▶ _What you have to do_:
Answer with one number only: the number of lines that contain "picture".

▶ _Records for this exercise_:
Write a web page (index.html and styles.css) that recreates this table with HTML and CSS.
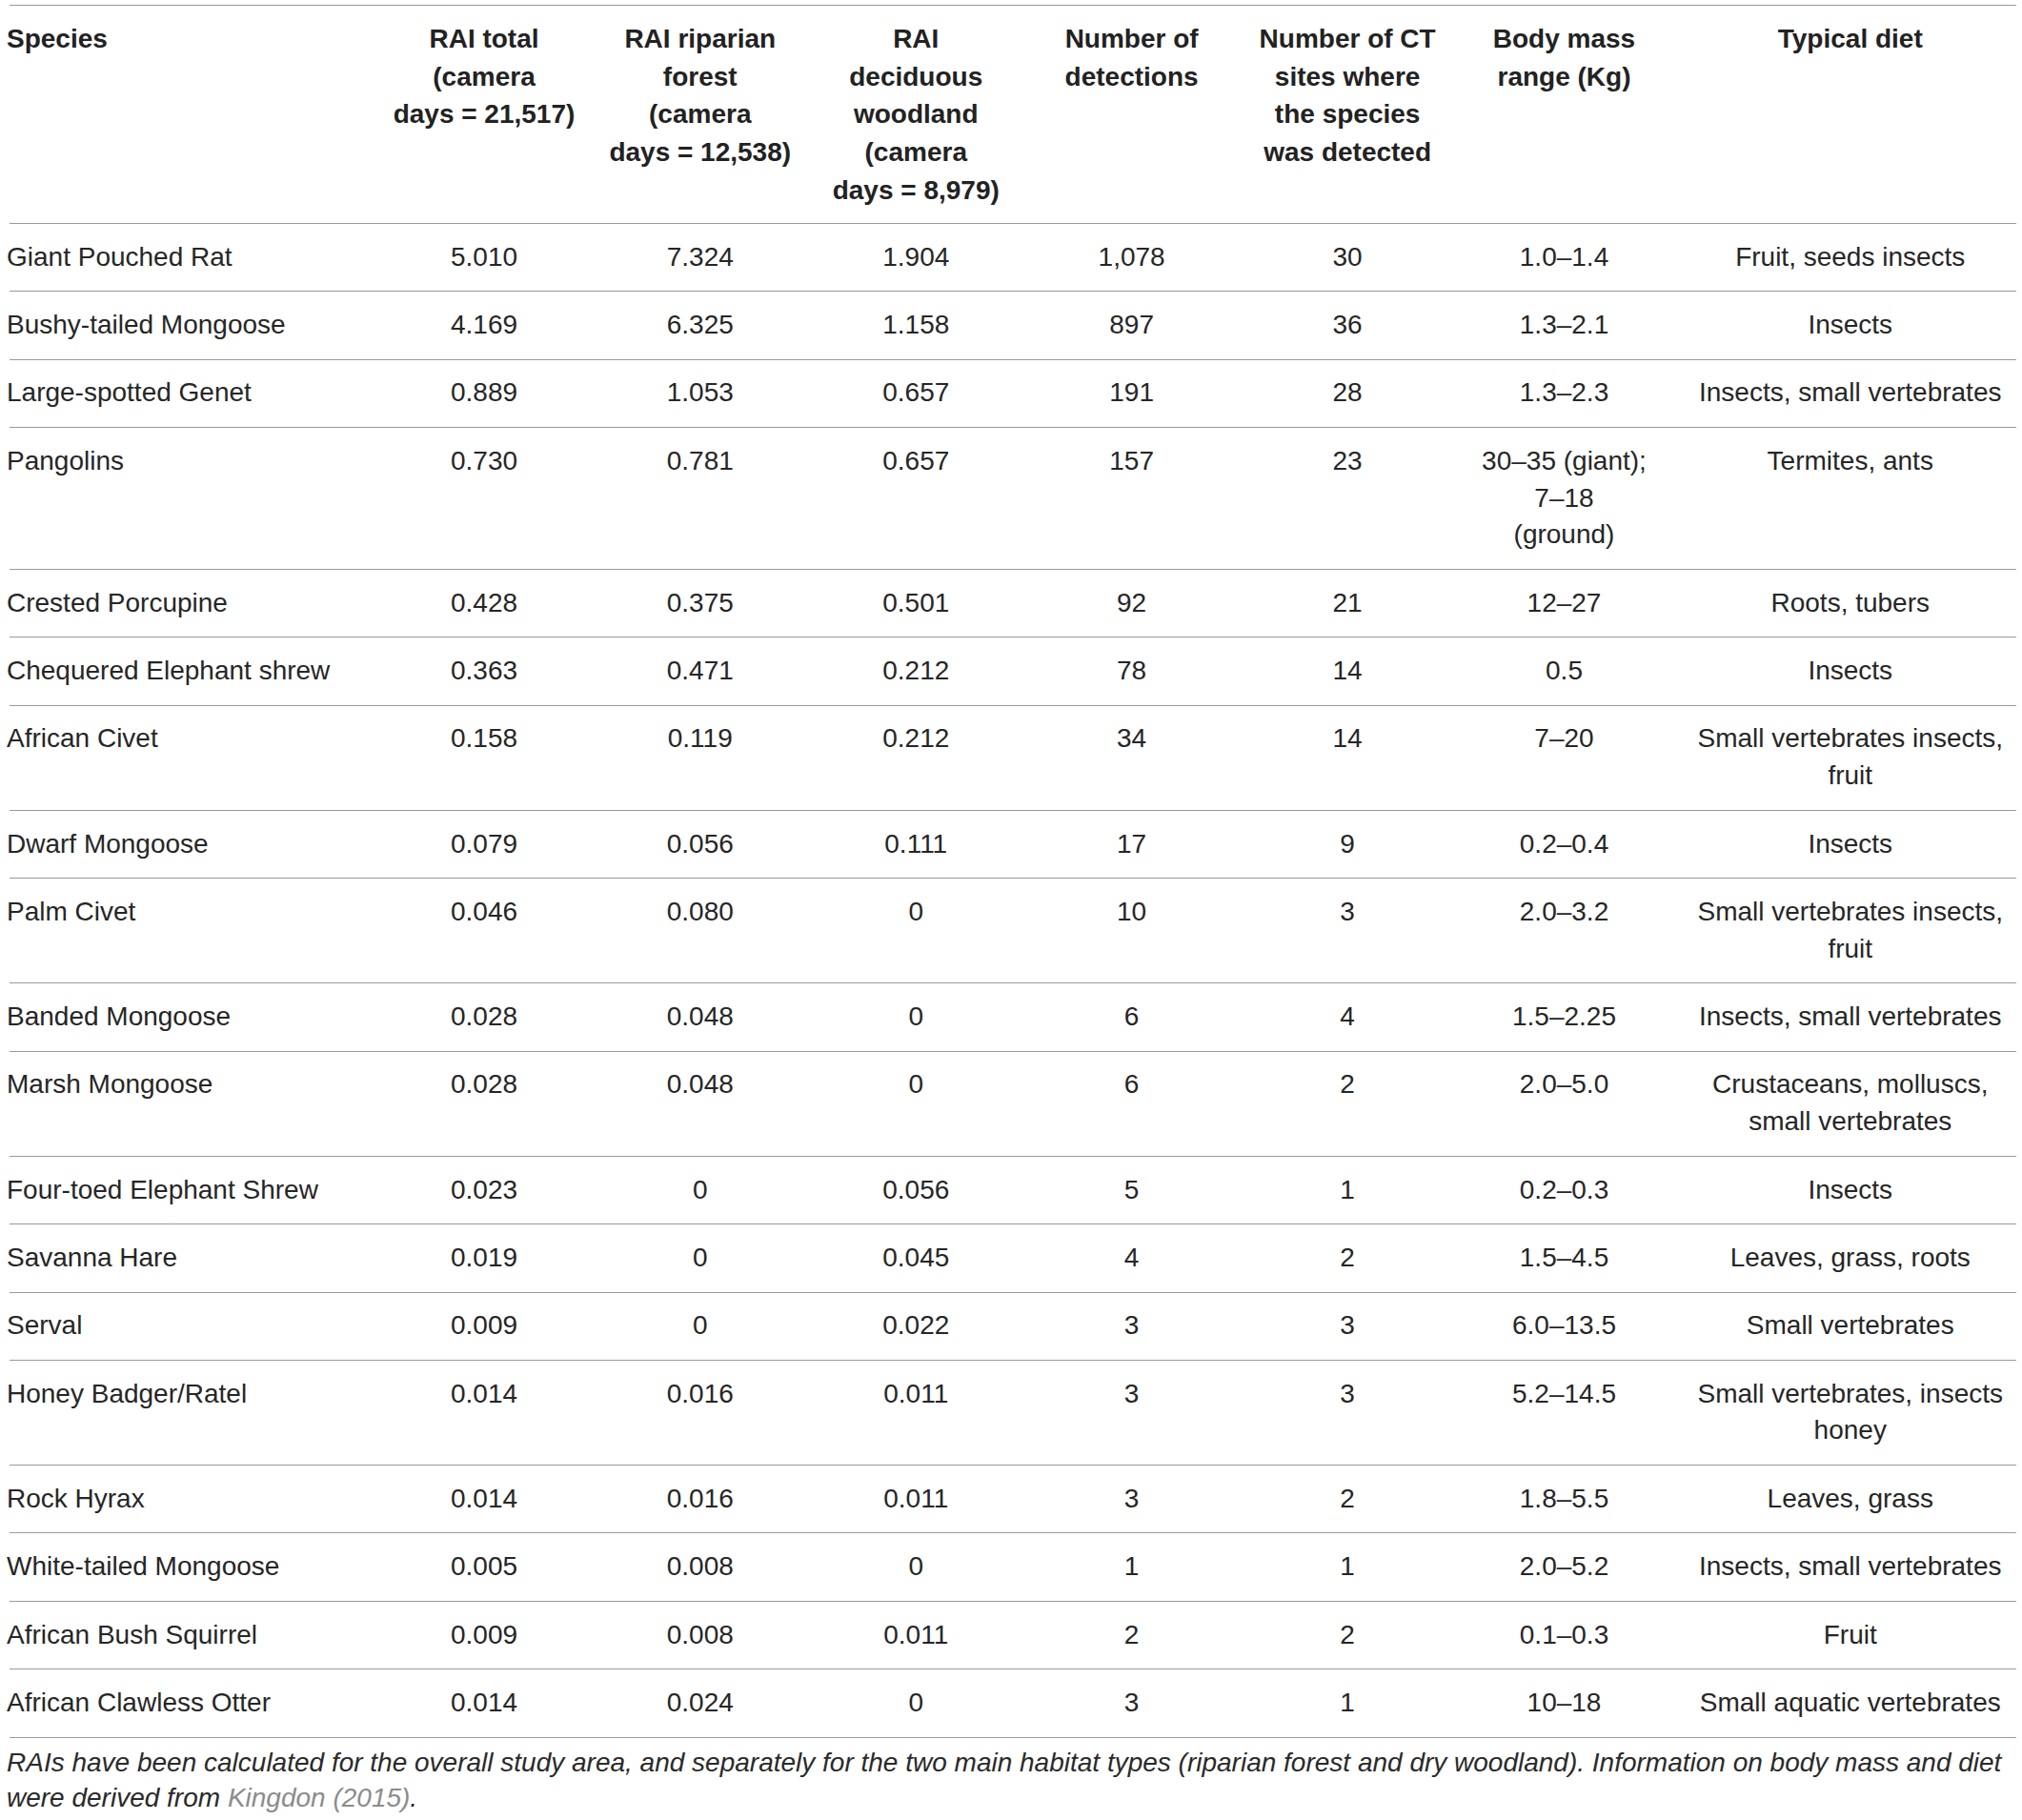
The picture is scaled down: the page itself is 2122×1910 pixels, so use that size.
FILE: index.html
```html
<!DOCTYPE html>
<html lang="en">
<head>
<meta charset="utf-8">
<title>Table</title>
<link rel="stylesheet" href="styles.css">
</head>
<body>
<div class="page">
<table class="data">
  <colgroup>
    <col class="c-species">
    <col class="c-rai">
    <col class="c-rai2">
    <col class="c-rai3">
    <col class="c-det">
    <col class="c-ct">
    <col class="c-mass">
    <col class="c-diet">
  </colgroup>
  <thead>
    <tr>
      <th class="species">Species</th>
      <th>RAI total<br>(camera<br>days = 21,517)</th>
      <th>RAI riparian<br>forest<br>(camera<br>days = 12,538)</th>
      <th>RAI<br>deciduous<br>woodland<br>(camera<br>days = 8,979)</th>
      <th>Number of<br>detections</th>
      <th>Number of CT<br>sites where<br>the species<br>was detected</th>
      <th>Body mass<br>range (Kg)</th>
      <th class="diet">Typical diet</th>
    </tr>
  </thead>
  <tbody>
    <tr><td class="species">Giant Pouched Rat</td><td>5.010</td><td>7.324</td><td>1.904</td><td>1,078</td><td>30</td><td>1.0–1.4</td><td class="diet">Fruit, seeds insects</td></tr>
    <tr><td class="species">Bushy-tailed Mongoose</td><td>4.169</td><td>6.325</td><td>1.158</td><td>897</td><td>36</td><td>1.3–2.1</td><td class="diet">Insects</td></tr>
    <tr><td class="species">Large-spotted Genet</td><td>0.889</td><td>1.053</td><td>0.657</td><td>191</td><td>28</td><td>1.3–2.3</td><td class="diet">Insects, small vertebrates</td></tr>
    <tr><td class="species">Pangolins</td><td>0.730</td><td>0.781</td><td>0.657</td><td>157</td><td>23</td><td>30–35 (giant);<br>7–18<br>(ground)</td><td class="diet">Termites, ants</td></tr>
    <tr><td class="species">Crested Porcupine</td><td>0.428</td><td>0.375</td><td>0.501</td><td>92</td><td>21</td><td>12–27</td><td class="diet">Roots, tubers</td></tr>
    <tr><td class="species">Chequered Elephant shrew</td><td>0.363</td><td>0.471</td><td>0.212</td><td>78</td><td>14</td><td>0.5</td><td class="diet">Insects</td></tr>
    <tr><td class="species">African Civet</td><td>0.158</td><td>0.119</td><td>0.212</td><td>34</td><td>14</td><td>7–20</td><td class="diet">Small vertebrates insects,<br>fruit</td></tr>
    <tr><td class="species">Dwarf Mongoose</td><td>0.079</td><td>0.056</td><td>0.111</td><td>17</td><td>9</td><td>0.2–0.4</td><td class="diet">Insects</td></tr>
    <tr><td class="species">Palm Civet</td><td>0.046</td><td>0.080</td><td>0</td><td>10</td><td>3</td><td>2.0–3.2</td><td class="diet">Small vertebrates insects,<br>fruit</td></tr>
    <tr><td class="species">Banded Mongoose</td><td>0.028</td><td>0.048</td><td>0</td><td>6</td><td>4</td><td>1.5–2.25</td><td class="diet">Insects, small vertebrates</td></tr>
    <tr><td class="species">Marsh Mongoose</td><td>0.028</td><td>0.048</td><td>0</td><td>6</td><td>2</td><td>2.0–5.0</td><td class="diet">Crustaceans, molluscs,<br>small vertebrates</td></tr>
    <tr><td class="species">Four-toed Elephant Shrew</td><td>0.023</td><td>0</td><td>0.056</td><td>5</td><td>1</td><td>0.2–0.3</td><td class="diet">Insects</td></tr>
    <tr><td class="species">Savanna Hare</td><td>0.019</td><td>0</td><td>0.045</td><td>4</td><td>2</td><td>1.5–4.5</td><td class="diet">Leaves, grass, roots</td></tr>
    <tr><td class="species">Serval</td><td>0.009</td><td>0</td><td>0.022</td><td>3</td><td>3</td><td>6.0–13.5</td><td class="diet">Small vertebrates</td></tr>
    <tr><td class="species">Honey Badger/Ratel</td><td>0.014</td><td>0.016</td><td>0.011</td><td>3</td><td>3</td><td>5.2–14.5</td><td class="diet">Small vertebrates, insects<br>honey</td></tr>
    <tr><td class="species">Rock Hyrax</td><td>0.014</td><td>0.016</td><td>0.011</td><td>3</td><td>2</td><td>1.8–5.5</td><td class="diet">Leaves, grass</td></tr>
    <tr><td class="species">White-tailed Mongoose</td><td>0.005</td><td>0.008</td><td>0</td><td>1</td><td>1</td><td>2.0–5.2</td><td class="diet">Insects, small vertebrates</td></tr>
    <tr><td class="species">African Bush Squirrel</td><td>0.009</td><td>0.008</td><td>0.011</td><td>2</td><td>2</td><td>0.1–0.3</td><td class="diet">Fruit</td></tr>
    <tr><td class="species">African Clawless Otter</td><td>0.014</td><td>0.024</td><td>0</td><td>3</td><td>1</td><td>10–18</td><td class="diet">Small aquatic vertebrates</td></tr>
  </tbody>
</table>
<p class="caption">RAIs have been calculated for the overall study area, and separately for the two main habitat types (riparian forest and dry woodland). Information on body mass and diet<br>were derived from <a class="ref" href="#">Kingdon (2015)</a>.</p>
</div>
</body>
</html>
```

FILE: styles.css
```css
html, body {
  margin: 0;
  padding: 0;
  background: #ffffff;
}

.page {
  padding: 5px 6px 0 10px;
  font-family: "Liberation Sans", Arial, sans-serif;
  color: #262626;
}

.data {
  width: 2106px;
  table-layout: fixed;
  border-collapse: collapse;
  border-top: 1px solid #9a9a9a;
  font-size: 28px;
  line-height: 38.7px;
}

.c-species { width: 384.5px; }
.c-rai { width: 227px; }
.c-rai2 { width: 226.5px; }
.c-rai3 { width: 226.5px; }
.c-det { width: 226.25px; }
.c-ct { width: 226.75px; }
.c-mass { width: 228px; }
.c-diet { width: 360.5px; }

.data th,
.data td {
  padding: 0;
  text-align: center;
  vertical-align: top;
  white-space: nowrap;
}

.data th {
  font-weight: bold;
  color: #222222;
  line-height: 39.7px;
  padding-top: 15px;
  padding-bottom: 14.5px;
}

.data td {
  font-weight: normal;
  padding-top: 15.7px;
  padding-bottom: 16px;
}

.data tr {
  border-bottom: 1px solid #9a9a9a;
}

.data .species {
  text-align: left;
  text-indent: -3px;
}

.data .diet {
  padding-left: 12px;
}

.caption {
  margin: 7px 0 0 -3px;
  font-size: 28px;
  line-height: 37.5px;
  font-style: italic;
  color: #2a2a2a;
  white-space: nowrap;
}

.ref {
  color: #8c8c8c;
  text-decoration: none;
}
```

---

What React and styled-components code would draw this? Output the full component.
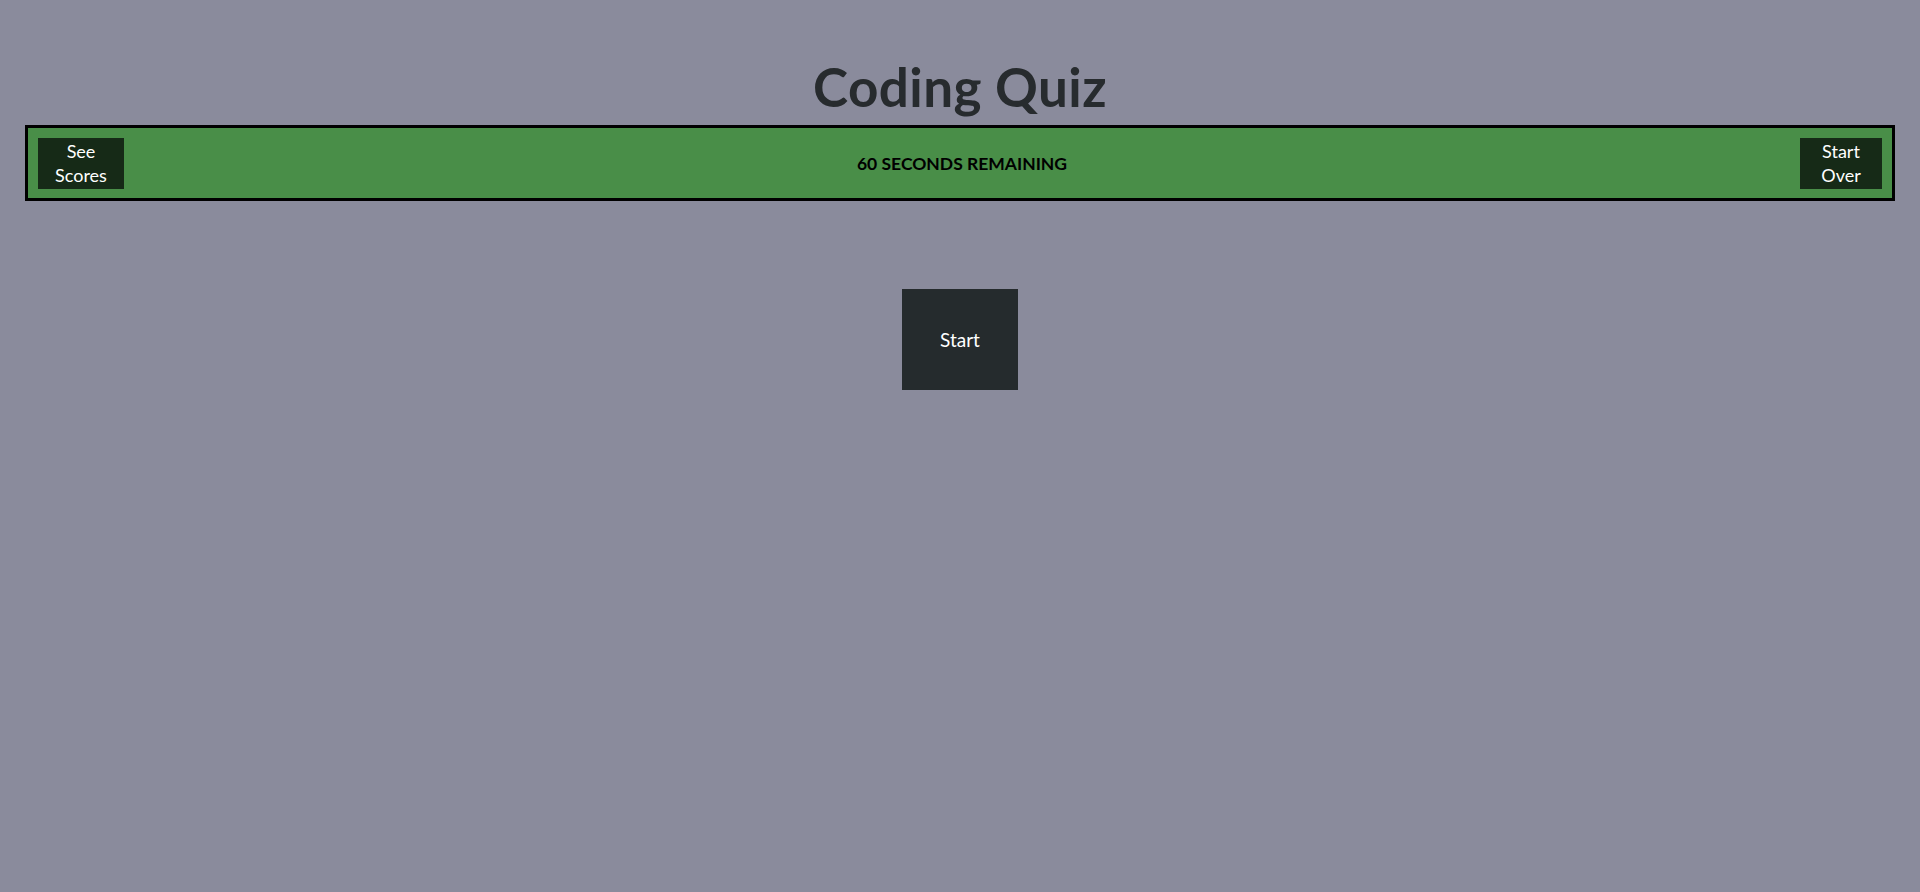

--

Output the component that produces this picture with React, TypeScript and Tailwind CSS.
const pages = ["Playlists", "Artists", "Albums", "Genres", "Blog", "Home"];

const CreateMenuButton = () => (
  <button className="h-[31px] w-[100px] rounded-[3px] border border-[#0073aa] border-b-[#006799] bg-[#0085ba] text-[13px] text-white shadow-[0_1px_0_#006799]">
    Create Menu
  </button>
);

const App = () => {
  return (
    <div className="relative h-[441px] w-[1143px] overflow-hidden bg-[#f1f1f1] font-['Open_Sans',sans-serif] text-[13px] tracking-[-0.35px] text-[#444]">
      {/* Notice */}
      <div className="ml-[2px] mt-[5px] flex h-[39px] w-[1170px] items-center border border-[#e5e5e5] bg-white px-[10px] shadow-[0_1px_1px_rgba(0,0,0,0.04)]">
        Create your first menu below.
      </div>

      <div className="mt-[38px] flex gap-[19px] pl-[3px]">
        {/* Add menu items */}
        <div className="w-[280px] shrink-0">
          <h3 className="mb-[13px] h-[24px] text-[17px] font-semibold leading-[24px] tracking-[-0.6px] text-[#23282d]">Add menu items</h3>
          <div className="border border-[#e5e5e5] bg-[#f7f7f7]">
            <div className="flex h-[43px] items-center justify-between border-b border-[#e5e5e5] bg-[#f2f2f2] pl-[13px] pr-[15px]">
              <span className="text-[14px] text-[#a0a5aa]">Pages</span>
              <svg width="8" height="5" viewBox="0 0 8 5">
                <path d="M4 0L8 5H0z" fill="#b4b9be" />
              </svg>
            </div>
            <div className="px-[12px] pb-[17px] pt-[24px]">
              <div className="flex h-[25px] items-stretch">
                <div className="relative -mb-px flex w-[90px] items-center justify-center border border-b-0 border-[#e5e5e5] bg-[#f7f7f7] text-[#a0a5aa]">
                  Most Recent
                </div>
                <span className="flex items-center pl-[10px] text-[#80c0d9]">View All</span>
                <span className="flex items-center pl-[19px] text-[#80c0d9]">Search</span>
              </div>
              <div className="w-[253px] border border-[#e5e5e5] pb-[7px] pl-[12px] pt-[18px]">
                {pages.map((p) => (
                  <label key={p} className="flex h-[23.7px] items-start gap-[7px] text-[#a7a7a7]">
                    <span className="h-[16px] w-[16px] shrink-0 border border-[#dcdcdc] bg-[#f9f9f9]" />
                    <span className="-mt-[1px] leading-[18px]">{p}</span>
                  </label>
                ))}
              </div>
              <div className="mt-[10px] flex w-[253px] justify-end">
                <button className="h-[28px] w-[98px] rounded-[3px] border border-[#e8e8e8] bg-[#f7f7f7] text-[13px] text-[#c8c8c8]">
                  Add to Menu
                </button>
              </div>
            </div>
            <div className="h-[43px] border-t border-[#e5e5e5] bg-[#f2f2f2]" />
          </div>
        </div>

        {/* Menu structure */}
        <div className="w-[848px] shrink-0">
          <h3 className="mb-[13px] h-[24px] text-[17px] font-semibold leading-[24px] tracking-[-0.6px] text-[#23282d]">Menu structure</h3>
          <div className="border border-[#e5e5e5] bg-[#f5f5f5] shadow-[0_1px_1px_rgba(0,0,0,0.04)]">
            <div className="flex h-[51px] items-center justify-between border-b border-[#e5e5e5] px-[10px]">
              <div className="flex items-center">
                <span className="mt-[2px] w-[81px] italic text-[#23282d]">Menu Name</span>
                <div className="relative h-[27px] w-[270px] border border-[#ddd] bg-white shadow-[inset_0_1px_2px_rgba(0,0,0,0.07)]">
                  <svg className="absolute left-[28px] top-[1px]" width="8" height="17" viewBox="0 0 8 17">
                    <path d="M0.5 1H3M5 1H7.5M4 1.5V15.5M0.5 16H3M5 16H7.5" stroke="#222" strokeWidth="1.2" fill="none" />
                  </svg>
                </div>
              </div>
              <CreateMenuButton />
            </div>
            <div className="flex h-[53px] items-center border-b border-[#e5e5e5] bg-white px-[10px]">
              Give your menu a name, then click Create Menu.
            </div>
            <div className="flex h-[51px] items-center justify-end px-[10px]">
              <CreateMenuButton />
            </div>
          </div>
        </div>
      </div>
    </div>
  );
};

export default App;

▶ _Solution to this problem_:
2